Medium risk (prepare for action): snow layer exceeding 30 cm, wet snow, flat or low-slope roof, visible drifts at critical points.
High risk (act immediately): uneven loading, visible deformations, sounds from the structure, ice layer, forecasts of additional snowfall.
How to Remove Snow Safely
Roof snow removal is an intervention that can itself be risky. It’s not just about the safety of the person on the roof, but also about the removal method – sudden unloading of one section while leaving another loaded can cause adverse stresses.
Safe snow removal principles:
- Remove snow evenly from the entire surface, not just one slope.
- Don’t scrape down to the roofing material – leave a few centimeters to avoid damaging tiles or membrane.
- Avoid working on an icy roof – the risk of falling is significantly higher.
- If the roof has solar installations (such as Electrotile), don’t use sharp tools – you could damage the panels.
- On steep roofs with snow guards, remove snow before the barriers to prevent avalanches after sudden warming.

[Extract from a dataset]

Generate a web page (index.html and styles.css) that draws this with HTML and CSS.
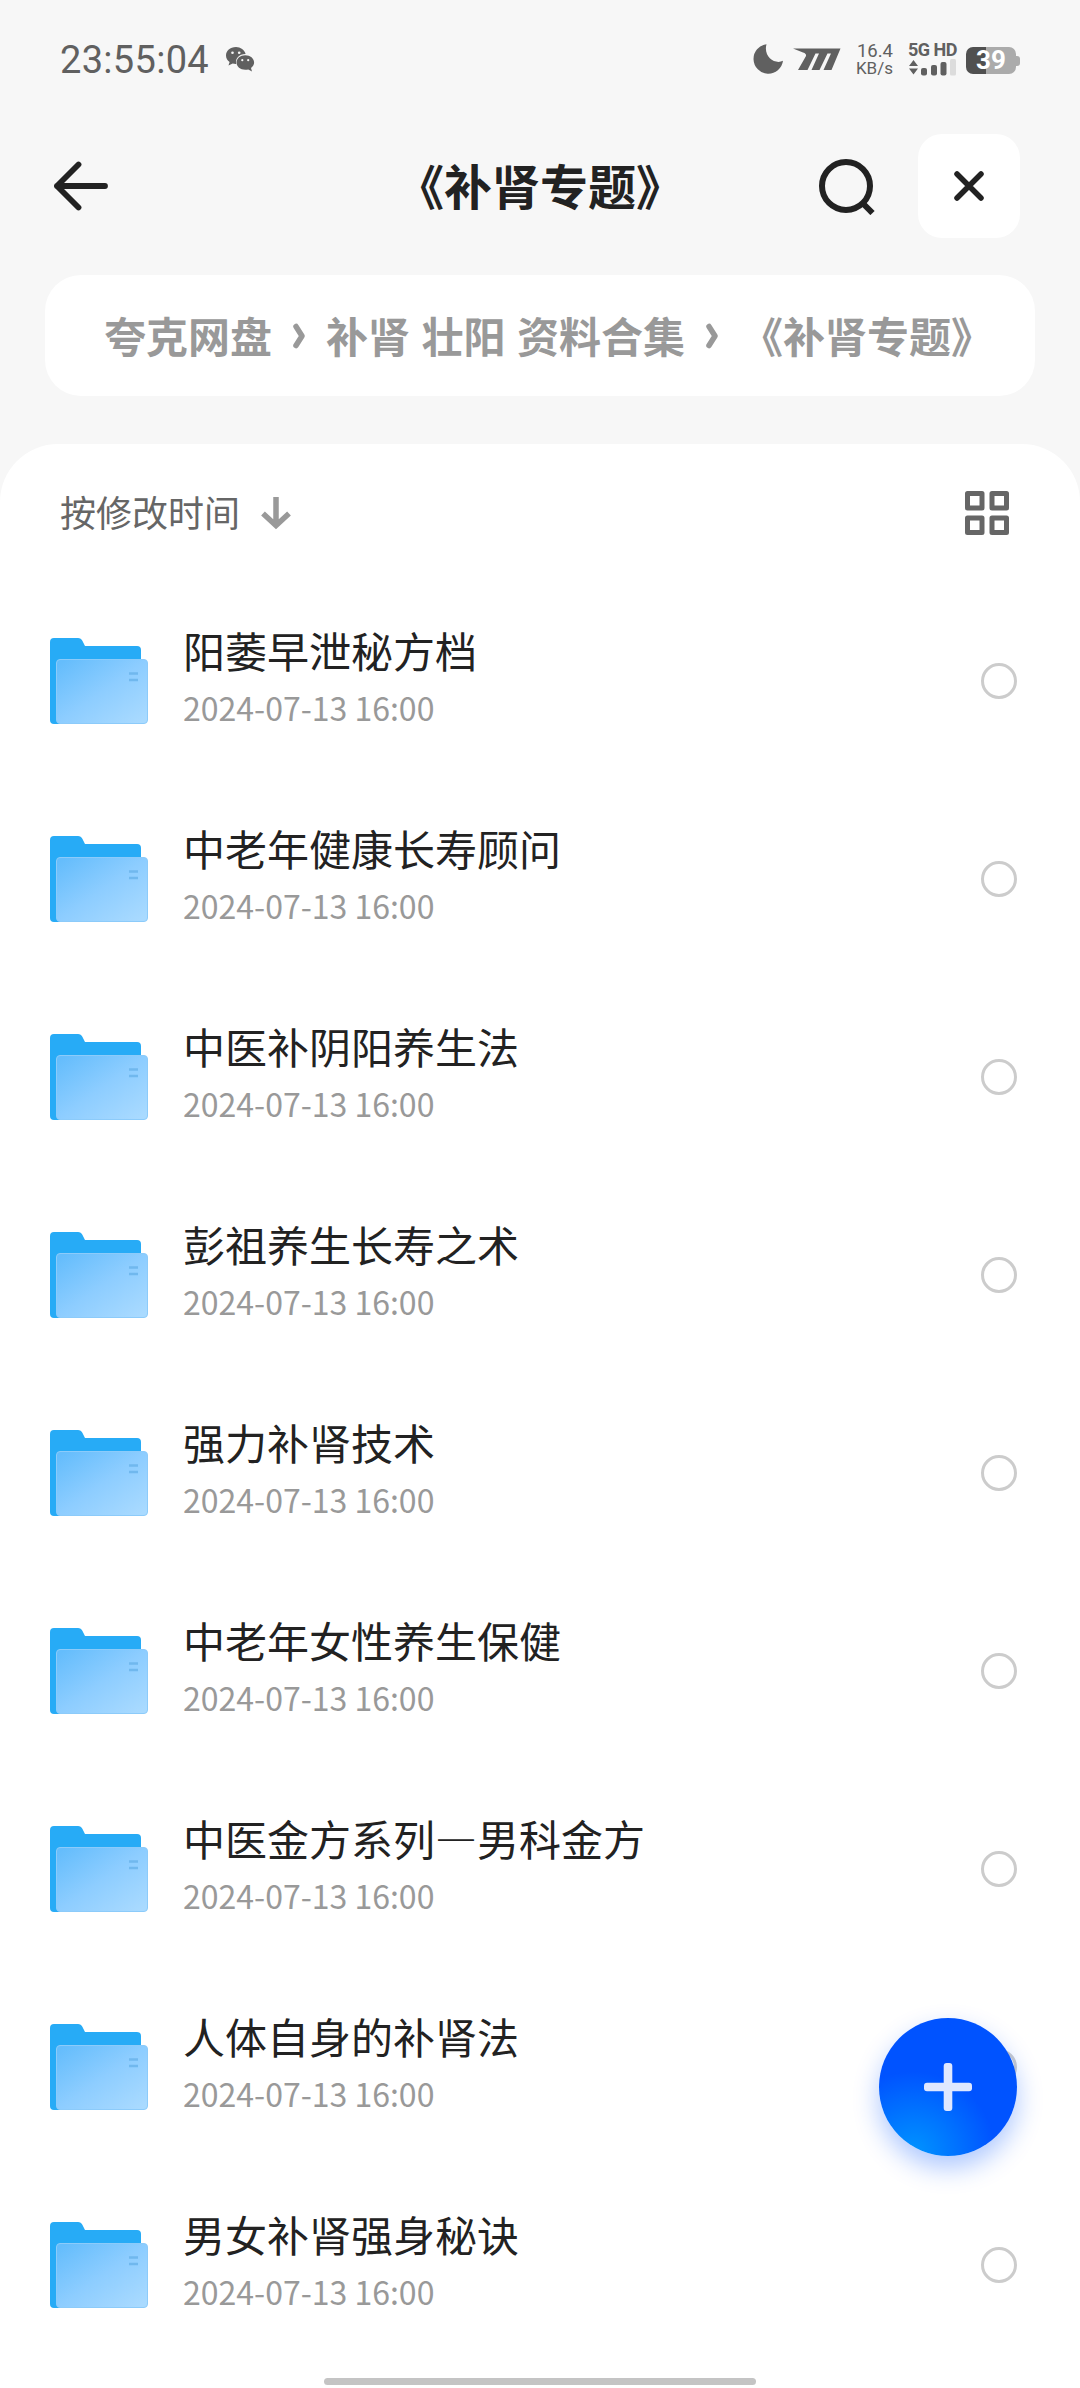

Investment Summary: Control Through Awareness, Not Calculations
Roof load capacity for snow is a parameter determined during design and irreversible after construction. An investor doesn’t need to know standards or perform calculations, but must know what decisions to make before design and what questions to ask the designer. Understanding that snow load depends not only on snowfall amounts but primarily on roof geometry – slope, shape, and critical points – is essential.
In winter, observation is paramount: not of total snow amount, but of its distribution, structure, and warning signals from the structure. Action is needed when loading is uneven, snow is wet or icy, or when deformations or sounds appear.
The Rooffers philosophy is for investors to know why their roof is safe – not because “someone calculated something,” but because decisions were made consciously, at the right time, with reserves for the future. A roof designed with modern solutions in mind – such as solar tiles or energy management systems – is a roof that won’t require costly modifications when technology becomes standard.